I understand this is more the primitive that you would build such a thing on top of, just that the first question I always have for novel compressors is "how do they do on these example streams of data".
This is, for lack of a better term, a "metacompressor", but it will be interesting to see which of the choices end up dominating; in my past experiences with metacompression, one algorithm is usually consistently ahead.

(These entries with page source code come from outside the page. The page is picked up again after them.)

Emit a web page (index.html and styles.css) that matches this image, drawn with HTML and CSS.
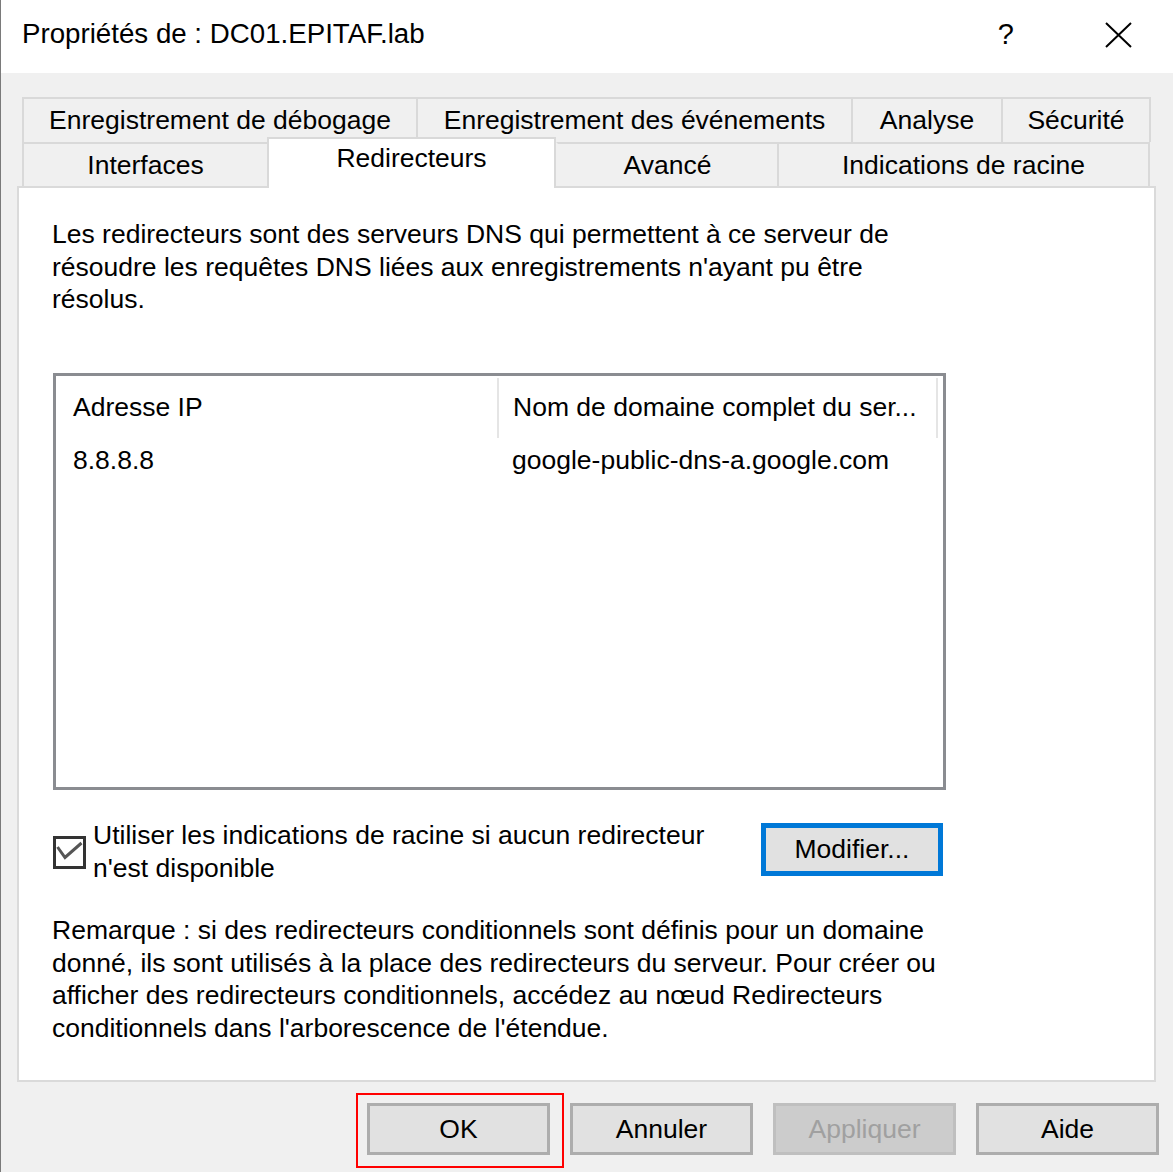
FILE: index.html
```html
<!DOCTYPE html>
<html lang="fr">
<head>
<meta charset="utf-8">
<title>Propriétés de : DC01.EPITAF.lab</title>
<link rel="stylesheet" href="styles.css">
</head>
<body>
<div class="window">
  <div class="titlebar">
    <span class="title">Propriétés de : DC01.EPITAF.lab</span>
    <span class="help">?</span>
    <svg class="close" width="27" height="26" viewBox="0 0 27 26"><path d="M1 1 L26 25 M26 1 L1 25" stroke="#000" stroke-width="2" fill="none"/></svg>
  </div>

  <div class="tabs">
    <div class="tabrow row1">
      <div class="tab t-debug">Enregistrement de débogage</div>
      <div class="tab t-events">Enregistrement des événements</div>
      <div class="tab t-analyse">Analyse</div>
      <div class="tab t-secu last">Sécurité</div>
    </div>
    <div class="tabrow row2">
      <div class="tab t-if">Interfaces</div>
      <div class="tab t-redir selected">Redirecteurs</div>
      <div class="tab t-avance">Avancé</div>
      <div class="tab t-racine last">Indications de racine</div>
    </div>
  </div>

  <div class="panel">
    <p class="desc">Les redirecteurs sont des serveurs DNS qui permettent à ce serveur de résoudre les requêtes DNS liées aux enregistrements n'ayant pu être résolus.</p>

    <div class="listbox">
      <div class="lb-head">
        <div class="cell c1">Adresse IP</div>
        <div class="cell c2">Nom de domaine complet du ser...</div>
      </div>
      <div class="lb-row">
        <div class="rcell c1">8.8.8.8</div>
        <div class="rcell c2">google-public-dns-a.google.com</div>
      </div>
    </div>

    <div class="check-row">
      <div class="checkbox">
        <svg width="27" height="27" viewBox="0 0 27 27"><path d="M1.5 8 L9 18.5 L25.5 4" stroke="#555" stroke-width="3" fill="none"/></svg>
      </div>
      <label class="check-label">Utiliser les indications de racine si aucun redirecteur n'est disponible</label>
      <button class="btn btn-modify">Modifier...</button>
    </div>

    <p class="note">Remarque : si des redirecteurs conditionnels sont définis pour un domaine donné, ils sont utilisés à la place des redirecteurs du serveur. Pour créer ou afficher des redirecteurs conditionnels, accédez au nœud Redirecteurs conditionnels dans l'arborescence de l'étendue.</p>
  </div>

  <div class="buttons">
    <div class="ok-wrap">
      <button class="btn btn-bottom">OK</button>
      <span class="highlight"></span>
    </div>
    <button class="btn btn-bottom">Annuler</button>
    <button class="btn btn-bottom disabled">Appliquer</button>
    <button class="btn btn-bottom">Aide</button>
  </div>
</div>
</body>
</html>
```

FILE: styles.css
```css
html, body {
  margin: 0;
  padding: 0;
  background: #f0f0f0;
}

.window {
  width: 1173px;
  height: 1172px;
  box-sizing: border-box;
  border-left: 1px solid #7a7a7a;
  background: #f0f0f0;
  overflow: hidden;
  font-family: "Liberation Sans", Arial, sans-serif;
  font-size: 26.5px;
  line-height: 32.5px;
  color: #000;
}

.titlebar {
  height: 73px;
  background: #fff;
  display: flex;
  align-items: flex-start;
  padding-left: 21px;
  padding-right: 41px;
  box-sizing: border-box;
}

.title {
  font-size: 27.7px;
  line-height: 32px;
  margin-top: 18px;
}

.help {
  margin-left: auto;
  font-size: 29px;
  line-height: 32px;
  margin-top: 18px;
}

.close {
  margin-left: 91px;
  margin-top: 22px;
}

/* Tabs */
.tabs {
  margin-top: 24px;
  margin-left: 21px;
}

.tabrow {
  display: flex;
}

.row1 {
  height: 45px;
}

.row2 {
  height: 44px;
}

.tab {
  box-sizing: border-box;
  border-top: 2px solid #d9d9d9;
  border-left: 2px solid #d9d9d9;
  background: #f0f0f0;
  display: flex;
  align-items: center;
  justify-content: center;
  white-space: nowrap;
}

.row1 .tab { height: 45px; }
.row2 .tab { height: 44px; }

.tab.last {
  border-right: 2px solid #d9d9d9;
}

.t-debug { width: 394px; }
.t-events { width: 435px; }
.t-analyse { width: 150px; }
.t-secu { width: 150px; }

.t-if { width: 245px; }
.t-redir { width: 289px; }
.t-avance { width: 221px; }
.t-racine { width: 373px; }

.tab.selected {
  position: relative;
  z-index: 2;
  background: #fff;
  border-right: 2px solid #d9d9d9;
  margin-top: -5px;
  height: 51px;
  padding-bottom: 10px;
}

.t-redir + .tab {
  border-left-color: transparent;
}

/* Panel */
.panel {
  position: relative;
  z-index: 1;
  margin-left: 16px;
  width: 1139px;
  height: 896px;
  box-sizing: border-box;
  background: #fff;
  border: 2px solid #dadada;
  padding-left: 33px;
}

.desc {
  margin: 30px 0 0 0;
  width: 870px;
}

.listbox {
  margin-top: 57px;
  margin-left: 1px;
  width: 893px;
  height: 417px;
  box-sizing: border-box;
  border: 3px solid #8a8c91;
}

.lb-head {
  display: flex;
  padding-top: 2px;
}

.cell {
  box-sizing: border-box;
  height: 60px;
  padding-top: 13.5px;
  border-right: 2px solid #e5e5e5;
  white-space: nowrap;
}

.c1 {
  width: 443px;
  padding-left: 17px;
}

.c2 {
  width: 439px;
  padding-left: 14px;
}

.lb-row {
  display: flex;
  padding-top: 6.5px;
}

.rcell {
  box-sizing: border-box;
  white-space: nowrap;
}

.lb-row .c2 {
  padding-left: 13px;
}

.check-row {
  display: flex;
  align-items: flex-start;
  margin-top: 29.5px;
}

.checkbox {
  width: 33px;
  height: 33px;
  box-sizing: border-box;
  border: 3px solid #333;
  margin-top: 16.5px;
  margin-left: 1px;
  flex: none;
}

.checkbox svg {
  display: block;
}

.check-label {
  width: 640px;
  margin-left: 7px;
}

.btn {
  font-family: "Liberation Sans", Arial, sans-serif;
  font-size: 26.5px;
  line-height: 32.5px;
  color: #000;
  background: #e1e1e1;
  box-sizing: border-box;
  padding: 0;
  margin: 0;
}

.btn-modify {
  margin-left: 28px;
  margin-top: 3.5px;
  width: 182px;
  height: 53px;
  border: 5px solid #0078d7;
}

.note {
  margin: 30px 0 0 0;
  width: 950px;
}

/* Bottom buttons */
.buttons {
  display: flex;
  justify-content: flex-end;
  gap: 20px;
  margin-top: 21px;
  padding-right: 14px;
}

.ok-wrap {
  position: relative;
  display: flex;
}

.btn-bottom {
  width: 183px;
  height: 52px;
  border: 3px solid #adadad;
}

.btn-bottom.disabled {
  background: #cccccc;
  border-color: #bfbfbf;
  color: #a0a0a0;
}

.highlight {
  position: absolute;
  left: -11px;
  top: -10px;
  width: 208px;
  height: 75px;
  box-sizing: border-box;
  border: 2px solid #ff0000;
  pointer-events: none;
}
```
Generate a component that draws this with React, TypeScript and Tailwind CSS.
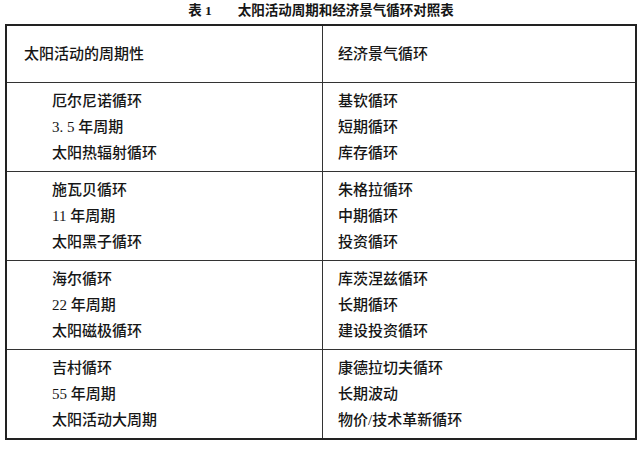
import React from 'react';

const groups = [
  {
    solar: ['厄尔尼诺循环', '3. 5 年周期', '太阳热辐射循环'],
    econ: ['基钦循环', '短期循环', '库存循环'],
  },
  {
    solar: ['施瓦贝循环', '11 年周期', '太阳黑子循环'],
    econ: ['朱格拉循环', '中期循环', '投资循环'],
  },
  {
    solar: ['海尔循环', '22 年周期', '太阳磁极循环'],
    econ: ['库茨涅兹循环', '长期循环', '建设投资循环'],
  },
  {
    solar: ['吉村循环', '55 年周期', '太阳活动大周期'],
    econ: ['康德拉切夫循环', '长期波动', '物价/技术革新循环'],
  },
];

const font = { fontFamily: '"Liberation Serif", "Noto Sans CJK SC", serif' };

const App: React.FC = () => {
  return (
    <div className="w-[642px] h-[449px] bg-white text-[#161616]" style={font}>
      <div className="h-[24px] flex justify-center pt-[1px]">
        <div className="text-[13.5px] leading-[20px] font-bold">
          <span>表 1</span>
          <span className="ml-[26px]">太阳活动周期和经济景气循环对照表</span>
        </div>
      </div>

      <div className="ml-[5px] w-[632px] border-2 border-[#222]">
        {/* header */}
        <div className="grid grid-cols-[315px_1fr] h-[57px] border-b border-[#333] text-[15px] font-medium">
          <div className="flex items-center pl-[17px]">太阳活动的周期性</div>
          <div className="flex items-center pl-[15px] border-l border-[#333]">经济景气循环</div>
        </div>

        {groups.map((g, i) => (
          <div
            key={i}
            className={`grid grid-cols-[315px_1fr] text-[15px] leading-[26px] font-medium ${
              i < groups.length - 1 ? 'h-[89px] border-b border-[#333]' : 'h-[88px]'
            }`}
          >
            <div className="pl-[45px] pt-[5px]">
              {g.solar.map((t) => (
                <div key={t}>{t}</div>
              ))}
            </div>
            <div className="pl-[15px] pt-[5px] border-l border-[#333]">
              {g.econ.map((t) => (
                <div key={t}>{t}</div>
              ))}
            </div>
          </div>
        ))}
      </div>
    </div>
  );
};

export default App;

The new OpenZL SDDL2 (Simple Data Description Language) supports several different floating-point types. It would be worthwhile to contribute some of the FC project's experience to OpenZL. Now the OpenZL supported types:
| Type | Size |Endian|
|----------------|---------|-----|
| `Int8` | 1 byte | N/A |
| `UInt8` | 1 byte | N/A |
| `Int16LE/BE` | 2 bytes | Yes |
| `UInt16LE/BE` | 2 bytes | Yes |
| `Int32LE/BE` | 4 bytes | Yes |
| `UInt32LE/BE` | 4 bytes | Yes |
| `Int64LE/BE` | 8 bytes | Yes |
| `UInt64LE/BE` | 8 bytes | Yes |
| `Float16LE/BE` | 2 bytes | Yes |
| `Float32LE/BE` | 4 bytes | Yes |
| `Float64LE/BE` | 8 bytes | Yes |
| `BFloat16LE/BE`| 2 bytes | Yes |
| `Bytes(n)` | n bytes | N/A |
Some links:- https://github.com/facebook/openzl/releases/tag/v0.2.0
- https://openzl.org/getting-started/introduction/
If you want a double in 32 bits, convert to single precision float. This will beat the relative error of the code you linked to by orders of magnitude, and allow the range of float (~1e38) rather than be limited to +- 1e9.
It is not trying to replace zstd or lz4. The idea is narrower: take blocks of doubles, try a set of float-specific predictors/transforms/coders, and emit whichever representation is smallest for that block.
It is aimed at time-series, scientific, simulation, and analytics data where the numbers often have structure: smooth curves, repeated values, fixed increments, periodic signals, predictable deltas, or low-entropy mantissas.
The API is intentionally small: "fc_enc", "fc_dec", a config struct, and a few counters to inspect which modes won. Decode is parallel and meant to be fast; encode spends more CPU searching for a better representation.
Current caveats: x86-64 only for now, tuned for IEEE-754 doubles, research-grade rather than production-hardened.